■ What you have to do
Show each line of the data below that has the string "this" in it.

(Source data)
^^^^^^^^^^^^^^^^

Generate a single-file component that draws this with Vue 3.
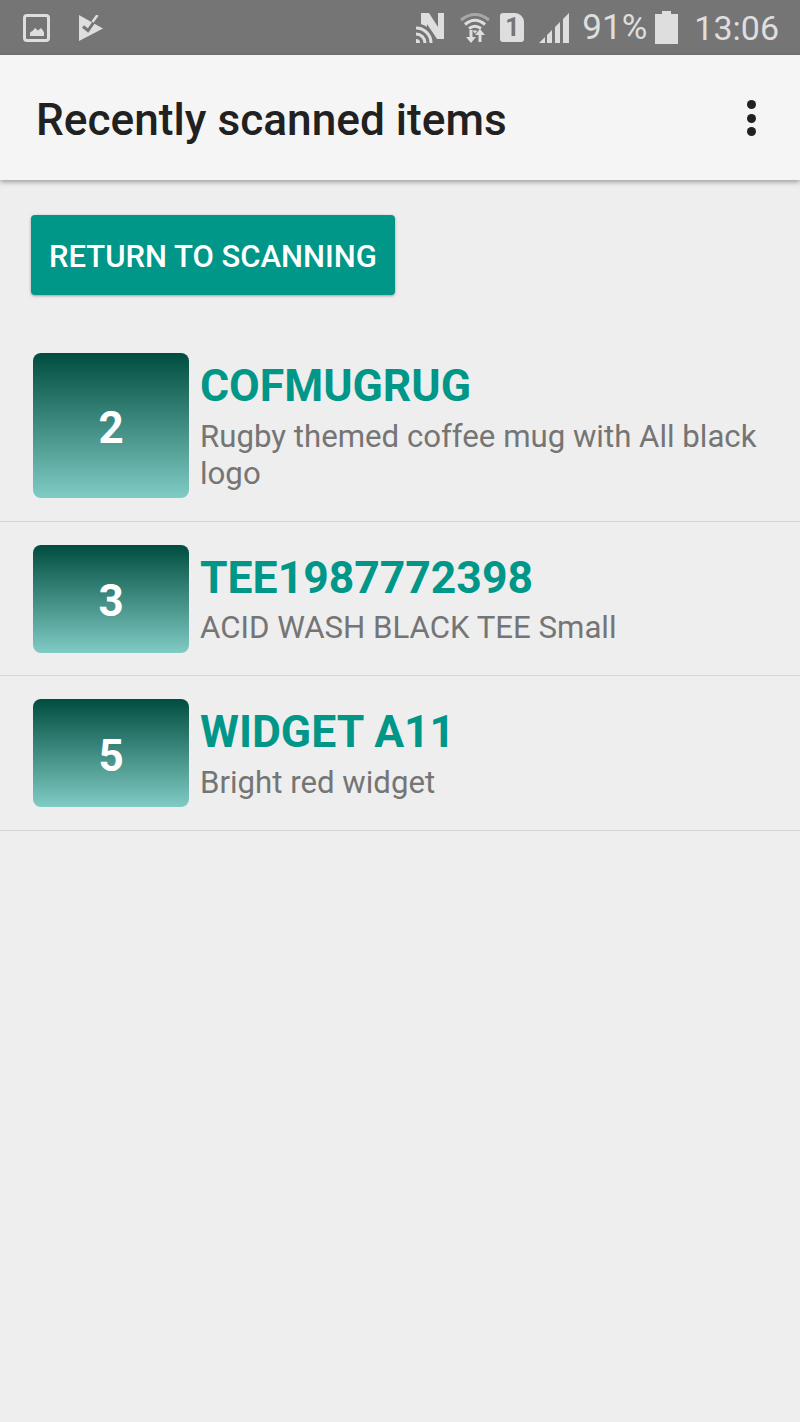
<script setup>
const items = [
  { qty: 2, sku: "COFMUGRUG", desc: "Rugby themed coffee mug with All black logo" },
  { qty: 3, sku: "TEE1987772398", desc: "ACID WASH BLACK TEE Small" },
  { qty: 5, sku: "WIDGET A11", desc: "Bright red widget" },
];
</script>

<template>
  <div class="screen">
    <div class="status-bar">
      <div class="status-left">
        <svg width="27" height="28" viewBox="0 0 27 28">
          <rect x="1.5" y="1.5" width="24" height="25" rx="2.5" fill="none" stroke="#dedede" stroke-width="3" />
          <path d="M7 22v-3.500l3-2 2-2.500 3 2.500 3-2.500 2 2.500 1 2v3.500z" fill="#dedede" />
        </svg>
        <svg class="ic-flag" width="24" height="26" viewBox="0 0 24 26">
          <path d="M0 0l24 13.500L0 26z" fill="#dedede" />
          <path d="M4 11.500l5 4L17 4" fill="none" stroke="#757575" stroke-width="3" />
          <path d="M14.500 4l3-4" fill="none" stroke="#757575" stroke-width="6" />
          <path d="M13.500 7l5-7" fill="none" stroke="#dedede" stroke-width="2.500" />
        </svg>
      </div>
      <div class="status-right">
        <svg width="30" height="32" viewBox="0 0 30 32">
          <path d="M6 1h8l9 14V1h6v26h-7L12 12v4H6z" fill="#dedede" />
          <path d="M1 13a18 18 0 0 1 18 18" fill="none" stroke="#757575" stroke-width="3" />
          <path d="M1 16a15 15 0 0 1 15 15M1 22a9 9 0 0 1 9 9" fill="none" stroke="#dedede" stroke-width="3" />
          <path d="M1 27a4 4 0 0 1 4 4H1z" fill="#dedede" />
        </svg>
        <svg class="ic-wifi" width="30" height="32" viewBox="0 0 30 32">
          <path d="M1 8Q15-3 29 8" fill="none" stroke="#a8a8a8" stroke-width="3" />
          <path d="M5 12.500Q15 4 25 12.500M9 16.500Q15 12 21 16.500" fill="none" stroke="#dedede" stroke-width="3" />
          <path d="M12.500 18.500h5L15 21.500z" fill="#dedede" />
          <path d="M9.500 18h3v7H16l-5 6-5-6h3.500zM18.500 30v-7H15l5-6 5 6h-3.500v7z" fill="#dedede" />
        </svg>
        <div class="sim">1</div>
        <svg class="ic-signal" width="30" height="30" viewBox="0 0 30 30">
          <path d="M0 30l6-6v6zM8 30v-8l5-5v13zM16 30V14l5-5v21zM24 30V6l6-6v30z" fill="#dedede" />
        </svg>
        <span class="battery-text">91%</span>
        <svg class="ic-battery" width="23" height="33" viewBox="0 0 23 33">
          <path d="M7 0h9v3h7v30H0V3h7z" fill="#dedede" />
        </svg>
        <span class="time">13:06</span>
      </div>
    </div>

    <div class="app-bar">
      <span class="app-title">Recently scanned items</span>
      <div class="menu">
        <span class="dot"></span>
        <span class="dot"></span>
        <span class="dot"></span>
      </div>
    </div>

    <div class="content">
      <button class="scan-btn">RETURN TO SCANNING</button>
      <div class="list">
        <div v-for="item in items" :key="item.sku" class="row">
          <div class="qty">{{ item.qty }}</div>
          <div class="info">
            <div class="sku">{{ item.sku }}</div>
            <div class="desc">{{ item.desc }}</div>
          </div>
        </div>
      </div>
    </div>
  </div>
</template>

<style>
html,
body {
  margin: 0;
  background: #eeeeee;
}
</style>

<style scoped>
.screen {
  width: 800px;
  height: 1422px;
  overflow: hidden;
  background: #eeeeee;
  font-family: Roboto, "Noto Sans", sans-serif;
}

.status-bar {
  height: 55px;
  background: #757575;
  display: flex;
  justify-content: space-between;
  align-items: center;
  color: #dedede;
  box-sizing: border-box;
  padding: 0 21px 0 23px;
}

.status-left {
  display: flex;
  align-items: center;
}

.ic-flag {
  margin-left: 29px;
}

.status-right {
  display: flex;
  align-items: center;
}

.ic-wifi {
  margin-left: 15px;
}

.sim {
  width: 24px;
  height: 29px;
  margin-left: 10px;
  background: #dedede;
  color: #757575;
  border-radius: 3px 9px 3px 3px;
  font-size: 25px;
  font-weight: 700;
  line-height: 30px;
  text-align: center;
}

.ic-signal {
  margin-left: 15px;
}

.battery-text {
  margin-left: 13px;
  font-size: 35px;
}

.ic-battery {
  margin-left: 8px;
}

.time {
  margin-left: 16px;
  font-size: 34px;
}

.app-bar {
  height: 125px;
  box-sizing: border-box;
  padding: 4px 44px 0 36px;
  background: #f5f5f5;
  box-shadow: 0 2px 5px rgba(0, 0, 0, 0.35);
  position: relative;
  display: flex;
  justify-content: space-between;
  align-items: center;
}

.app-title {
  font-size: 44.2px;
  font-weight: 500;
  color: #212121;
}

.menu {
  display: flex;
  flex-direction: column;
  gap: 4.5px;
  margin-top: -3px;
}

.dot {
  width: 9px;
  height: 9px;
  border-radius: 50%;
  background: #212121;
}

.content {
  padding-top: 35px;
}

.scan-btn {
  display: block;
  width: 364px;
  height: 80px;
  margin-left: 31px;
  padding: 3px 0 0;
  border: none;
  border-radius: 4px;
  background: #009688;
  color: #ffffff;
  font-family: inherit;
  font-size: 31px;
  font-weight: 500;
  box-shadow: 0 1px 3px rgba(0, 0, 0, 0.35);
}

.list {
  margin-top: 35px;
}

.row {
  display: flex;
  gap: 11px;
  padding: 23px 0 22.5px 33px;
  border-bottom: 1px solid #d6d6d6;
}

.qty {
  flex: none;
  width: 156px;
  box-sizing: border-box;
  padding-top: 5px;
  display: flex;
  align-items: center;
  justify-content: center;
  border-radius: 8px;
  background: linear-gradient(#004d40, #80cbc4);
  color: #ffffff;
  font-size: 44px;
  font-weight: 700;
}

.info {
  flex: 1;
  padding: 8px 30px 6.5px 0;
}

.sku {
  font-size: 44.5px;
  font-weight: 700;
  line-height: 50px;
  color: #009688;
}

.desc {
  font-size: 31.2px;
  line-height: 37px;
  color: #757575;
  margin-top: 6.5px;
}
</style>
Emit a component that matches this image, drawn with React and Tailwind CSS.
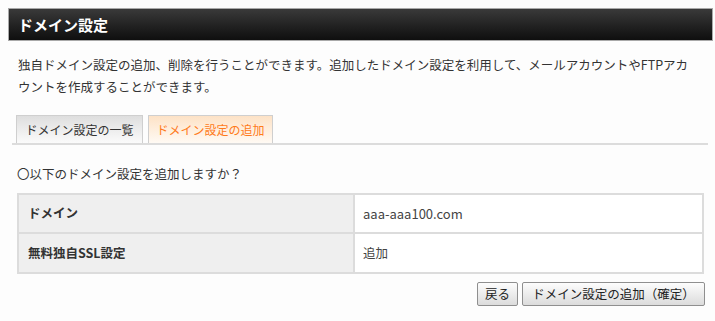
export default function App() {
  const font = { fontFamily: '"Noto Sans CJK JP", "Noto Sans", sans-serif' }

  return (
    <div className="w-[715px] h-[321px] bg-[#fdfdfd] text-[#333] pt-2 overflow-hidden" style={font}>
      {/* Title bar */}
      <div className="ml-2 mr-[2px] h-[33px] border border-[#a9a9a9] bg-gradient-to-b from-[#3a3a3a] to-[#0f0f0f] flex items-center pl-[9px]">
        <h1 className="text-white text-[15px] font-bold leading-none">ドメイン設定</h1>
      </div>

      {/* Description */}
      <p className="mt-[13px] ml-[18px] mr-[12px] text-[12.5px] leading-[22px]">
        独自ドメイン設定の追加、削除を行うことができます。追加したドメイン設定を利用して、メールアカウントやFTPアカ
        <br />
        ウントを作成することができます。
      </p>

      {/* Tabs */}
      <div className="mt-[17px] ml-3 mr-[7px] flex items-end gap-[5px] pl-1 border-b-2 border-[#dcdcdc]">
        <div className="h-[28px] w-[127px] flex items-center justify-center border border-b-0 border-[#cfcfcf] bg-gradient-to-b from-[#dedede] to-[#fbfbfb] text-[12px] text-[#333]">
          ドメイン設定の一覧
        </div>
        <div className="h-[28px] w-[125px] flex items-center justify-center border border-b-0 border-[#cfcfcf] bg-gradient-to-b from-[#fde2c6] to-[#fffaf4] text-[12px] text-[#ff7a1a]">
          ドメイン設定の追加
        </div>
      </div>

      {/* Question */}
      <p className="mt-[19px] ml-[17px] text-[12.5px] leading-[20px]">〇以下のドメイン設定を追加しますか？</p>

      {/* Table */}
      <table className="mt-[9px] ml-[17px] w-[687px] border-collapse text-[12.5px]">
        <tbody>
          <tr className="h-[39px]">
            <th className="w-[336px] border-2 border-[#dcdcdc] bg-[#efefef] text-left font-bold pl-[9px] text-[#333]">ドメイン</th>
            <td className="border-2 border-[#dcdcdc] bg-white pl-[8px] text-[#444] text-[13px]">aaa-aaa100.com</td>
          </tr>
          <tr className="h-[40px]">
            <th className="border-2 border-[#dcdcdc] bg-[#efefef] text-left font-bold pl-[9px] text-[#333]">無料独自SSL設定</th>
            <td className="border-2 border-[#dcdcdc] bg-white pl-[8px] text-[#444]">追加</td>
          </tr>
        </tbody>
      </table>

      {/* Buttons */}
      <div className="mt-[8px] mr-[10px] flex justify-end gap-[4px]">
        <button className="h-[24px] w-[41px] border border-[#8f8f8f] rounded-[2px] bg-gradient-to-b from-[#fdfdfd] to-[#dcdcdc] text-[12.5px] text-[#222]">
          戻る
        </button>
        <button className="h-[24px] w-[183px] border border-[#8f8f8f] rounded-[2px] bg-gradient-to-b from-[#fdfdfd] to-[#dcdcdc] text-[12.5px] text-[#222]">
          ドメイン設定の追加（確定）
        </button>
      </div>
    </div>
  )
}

^^^^^^^^^^^^^^^^

■ Solution
Generate a single-file component that draws this with Vue 3.
Emit a component that matches this image, drawn with React and Tailwind CSS.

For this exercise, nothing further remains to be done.